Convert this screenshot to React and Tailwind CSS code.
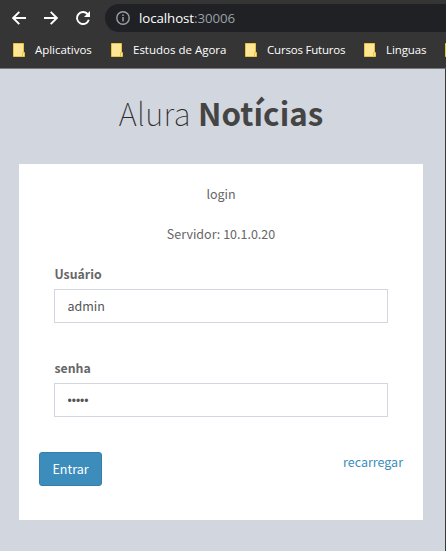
-=-=-
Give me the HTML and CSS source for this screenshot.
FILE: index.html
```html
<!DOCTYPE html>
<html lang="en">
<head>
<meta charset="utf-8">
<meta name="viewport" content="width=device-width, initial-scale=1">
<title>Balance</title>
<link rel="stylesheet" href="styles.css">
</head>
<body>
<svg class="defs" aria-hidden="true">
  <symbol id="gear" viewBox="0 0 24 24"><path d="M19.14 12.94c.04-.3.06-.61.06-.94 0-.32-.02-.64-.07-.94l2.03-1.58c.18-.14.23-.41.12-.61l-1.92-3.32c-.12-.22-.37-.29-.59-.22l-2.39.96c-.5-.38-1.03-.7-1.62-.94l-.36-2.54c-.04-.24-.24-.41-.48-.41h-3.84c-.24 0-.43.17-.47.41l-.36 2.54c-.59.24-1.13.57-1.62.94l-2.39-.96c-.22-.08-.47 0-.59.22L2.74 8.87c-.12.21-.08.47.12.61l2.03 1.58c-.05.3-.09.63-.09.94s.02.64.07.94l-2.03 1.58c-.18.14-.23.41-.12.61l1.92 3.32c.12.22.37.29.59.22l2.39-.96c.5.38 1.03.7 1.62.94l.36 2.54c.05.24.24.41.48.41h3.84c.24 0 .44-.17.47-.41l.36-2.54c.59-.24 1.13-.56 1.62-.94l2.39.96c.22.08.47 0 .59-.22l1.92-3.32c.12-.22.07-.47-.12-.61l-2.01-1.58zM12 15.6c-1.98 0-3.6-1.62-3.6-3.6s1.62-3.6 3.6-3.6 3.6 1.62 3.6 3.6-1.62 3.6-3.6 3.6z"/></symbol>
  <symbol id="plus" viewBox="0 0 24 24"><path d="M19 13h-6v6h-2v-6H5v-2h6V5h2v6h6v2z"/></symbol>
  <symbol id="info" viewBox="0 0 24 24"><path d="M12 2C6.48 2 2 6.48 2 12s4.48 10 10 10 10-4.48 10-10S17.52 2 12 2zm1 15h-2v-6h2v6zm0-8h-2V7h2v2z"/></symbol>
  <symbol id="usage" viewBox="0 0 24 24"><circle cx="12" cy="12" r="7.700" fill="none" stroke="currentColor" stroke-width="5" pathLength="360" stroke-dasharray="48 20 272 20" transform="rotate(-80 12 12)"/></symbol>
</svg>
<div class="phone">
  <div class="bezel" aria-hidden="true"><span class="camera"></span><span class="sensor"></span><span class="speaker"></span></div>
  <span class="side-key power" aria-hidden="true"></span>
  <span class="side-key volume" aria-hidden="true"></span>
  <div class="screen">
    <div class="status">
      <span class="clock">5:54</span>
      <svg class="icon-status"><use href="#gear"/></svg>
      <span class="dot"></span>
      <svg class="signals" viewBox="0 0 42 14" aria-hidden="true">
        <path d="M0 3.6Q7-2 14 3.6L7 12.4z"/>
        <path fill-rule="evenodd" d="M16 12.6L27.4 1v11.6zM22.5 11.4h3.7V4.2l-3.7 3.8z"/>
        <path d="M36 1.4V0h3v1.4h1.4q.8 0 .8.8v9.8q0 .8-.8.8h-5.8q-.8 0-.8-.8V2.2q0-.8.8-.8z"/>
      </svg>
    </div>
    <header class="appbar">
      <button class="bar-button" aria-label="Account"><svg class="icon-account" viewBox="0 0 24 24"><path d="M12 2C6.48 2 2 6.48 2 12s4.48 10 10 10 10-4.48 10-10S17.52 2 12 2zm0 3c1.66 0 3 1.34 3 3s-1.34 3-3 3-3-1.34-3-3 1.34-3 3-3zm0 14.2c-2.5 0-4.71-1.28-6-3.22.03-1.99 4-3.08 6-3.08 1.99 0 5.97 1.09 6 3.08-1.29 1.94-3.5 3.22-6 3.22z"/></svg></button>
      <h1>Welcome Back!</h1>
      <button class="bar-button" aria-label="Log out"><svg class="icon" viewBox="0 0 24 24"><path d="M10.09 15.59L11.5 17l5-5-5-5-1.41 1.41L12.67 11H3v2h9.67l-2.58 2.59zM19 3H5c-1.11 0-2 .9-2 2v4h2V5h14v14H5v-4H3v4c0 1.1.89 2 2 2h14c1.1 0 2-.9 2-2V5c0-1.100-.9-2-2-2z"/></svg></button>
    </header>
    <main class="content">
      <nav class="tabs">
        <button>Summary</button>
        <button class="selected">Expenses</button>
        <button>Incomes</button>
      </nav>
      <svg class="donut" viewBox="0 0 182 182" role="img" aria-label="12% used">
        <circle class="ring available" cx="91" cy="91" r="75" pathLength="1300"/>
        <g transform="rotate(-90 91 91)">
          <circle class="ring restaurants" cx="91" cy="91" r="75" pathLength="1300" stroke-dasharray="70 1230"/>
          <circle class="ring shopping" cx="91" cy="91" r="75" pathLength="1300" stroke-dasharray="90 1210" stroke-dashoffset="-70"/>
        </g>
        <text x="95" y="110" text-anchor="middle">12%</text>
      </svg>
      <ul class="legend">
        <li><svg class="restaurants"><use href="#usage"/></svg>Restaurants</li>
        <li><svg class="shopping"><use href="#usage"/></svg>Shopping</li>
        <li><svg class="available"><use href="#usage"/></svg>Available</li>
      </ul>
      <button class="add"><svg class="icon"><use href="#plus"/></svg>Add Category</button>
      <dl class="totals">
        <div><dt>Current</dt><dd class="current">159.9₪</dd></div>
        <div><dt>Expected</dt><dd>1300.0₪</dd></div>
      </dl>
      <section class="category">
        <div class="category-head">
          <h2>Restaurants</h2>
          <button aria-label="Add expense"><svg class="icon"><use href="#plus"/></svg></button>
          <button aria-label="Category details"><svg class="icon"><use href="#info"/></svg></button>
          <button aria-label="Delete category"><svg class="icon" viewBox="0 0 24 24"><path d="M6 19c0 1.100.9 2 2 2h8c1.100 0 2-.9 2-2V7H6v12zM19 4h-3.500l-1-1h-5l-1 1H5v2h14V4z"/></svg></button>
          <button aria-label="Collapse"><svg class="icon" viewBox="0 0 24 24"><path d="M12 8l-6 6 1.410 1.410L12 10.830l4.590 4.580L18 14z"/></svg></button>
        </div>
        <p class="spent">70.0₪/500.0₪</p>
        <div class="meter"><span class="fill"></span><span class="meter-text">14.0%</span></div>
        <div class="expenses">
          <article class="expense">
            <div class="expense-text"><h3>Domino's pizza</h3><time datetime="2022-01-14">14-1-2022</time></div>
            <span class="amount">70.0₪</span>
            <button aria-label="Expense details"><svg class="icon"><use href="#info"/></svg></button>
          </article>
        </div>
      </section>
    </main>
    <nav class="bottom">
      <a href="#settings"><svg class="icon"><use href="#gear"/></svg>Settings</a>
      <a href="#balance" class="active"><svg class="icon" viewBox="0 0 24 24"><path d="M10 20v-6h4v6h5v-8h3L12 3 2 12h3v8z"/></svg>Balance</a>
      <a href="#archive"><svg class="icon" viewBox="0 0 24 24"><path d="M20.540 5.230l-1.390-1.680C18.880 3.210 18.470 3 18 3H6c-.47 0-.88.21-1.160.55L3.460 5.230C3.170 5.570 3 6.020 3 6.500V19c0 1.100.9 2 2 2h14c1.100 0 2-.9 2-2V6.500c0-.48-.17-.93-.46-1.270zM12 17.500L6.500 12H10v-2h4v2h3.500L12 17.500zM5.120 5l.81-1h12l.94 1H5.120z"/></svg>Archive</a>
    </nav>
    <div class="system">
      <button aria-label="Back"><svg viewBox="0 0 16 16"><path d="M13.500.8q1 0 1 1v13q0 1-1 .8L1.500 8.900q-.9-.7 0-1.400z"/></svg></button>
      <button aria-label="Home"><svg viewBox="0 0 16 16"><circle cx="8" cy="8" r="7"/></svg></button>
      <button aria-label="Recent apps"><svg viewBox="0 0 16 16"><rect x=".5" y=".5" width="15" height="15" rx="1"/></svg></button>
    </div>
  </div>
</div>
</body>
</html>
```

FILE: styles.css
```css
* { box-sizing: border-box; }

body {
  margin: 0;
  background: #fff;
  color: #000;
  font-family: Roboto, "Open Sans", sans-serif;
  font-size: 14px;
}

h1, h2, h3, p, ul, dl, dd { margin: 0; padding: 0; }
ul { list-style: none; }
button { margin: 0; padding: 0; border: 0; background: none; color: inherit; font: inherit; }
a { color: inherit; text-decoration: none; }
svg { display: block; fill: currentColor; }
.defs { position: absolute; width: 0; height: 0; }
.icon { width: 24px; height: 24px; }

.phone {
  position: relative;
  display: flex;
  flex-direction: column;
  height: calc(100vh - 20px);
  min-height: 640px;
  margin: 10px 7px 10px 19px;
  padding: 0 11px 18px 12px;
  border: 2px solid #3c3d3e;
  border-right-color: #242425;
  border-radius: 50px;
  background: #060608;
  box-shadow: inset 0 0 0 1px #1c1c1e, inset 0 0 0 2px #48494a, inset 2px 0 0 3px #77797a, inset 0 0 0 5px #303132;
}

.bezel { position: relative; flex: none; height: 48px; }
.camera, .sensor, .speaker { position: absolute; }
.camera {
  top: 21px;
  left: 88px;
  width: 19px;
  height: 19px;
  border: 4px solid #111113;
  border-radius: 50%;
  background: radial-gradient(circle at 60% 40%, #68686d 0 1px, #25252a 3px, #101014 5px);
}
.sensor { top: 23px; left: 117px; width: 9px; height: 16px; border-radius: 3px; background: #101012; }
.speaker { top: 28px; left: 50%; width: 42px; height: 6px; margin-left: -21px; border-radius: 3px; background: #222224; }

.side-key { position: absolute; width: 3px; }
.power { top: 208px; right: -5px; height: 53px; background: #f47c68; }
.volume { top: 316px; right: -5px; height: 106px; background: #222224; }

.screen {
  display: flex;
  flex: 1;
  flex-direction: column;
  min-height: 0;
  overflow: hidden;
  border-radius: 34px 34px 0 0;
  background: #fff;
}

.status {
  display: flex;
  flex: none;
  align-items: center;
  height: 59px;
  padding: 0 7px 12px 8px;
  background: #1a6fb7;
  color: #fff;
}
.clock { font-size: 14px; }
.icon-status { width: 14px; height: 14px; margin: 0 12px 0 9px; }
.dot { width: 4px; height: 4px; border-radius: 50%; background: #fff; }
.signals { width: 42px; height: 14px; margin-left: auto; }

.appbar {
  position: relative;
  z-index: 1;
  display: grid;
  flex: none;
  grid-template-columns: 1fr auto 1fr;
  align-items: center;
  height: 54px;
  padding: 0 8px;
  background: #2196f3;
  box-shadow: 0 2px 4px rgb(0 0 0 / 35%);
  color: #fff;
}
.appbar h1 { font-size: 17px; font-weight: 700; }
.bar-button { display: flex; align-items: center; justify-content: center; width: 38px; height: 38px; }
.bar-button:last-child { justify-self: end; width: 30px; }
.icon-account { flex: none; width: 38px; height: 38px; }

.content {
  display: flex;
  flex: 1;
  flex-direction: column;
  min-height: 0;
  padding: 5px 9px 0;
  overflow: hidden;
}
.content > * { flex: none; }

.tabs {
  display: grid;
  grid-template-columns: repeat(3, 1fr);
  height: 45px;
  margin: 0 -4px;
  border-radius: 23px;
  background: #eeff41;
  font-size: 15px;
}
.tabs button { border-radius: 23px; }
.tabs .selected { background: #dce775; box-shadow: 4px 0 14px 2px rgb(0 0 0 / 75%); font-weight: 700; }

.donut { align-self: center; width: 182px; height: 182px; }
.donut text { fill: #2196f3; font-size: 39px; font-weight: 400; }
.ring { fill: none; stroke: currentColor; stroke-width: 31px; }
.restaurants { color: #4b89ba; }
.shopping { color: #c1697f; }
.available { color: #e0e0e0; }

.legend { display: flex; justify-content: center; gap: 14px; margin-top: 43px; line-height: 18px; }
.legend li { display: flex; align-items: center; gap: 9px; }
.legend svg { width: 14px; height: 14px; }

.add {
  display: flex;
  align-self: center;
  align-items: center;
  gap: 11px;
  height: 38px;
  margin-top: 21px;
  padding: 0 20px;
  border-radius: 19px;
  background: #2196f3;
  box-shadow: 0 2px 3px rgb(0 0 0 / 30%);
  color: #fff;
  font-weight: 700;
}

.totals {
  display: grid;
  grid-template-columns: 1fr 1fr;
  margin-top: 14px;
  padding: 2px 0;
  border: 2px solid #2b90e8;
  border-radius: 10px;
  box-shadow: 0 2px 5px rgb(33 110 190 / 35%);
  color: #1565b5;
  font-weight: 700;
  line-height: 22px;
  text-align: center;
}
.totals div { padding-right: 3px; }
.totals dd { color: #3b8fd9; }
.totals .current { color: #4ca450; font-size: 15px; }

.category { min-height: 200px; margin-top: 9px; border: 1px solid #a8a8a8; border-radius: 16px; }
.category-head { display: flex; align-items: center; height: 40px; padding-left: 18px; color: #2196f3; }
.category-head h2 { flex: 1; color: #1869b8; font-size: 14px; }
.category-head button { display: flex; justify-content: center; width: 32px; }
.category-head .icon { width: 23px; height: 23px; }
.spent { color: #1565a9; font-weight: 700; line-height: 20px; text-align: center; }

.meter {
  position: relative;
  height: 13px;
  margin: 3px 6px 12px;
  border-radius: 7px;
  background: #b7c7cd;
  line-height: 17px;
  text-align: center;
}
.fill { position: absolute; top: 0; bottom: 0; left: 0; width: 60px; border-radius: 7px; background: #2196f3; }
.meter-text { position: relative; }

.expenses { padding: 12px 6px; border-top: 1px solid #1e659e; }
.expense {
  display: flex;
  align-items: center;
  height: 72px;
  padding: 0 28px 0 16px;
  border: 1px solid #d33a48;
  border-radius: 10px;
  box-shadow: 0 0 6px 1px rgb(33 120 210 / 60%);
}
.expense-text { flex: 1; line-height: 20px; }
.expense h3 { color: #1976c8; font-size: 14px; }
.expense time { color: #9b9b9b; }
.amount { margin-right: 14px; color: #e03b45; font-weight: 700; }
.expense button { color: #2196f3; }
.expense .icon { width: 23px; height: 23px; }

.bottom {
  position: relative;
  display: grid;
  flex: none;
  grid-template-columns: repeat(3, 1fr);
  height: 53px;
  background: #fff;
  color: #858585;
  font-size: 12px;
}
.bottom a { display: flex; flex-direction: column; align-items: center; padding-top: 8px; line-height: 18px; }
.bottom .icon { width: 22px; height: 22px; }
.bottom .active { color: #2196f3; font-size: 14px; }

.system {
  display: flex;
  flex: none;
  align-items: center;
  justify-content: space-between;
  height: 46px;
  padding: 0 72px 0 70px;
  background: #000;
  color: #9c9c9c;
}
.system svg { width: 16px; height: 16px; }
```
-=-=-
▸ Description of the task:
Pick out and copy the lines of the material that include the word "this".

▸ Reply:
Convert this screenshot to React and Tailwind CSS code.
Give me the HTML and CSS source for this screenshot.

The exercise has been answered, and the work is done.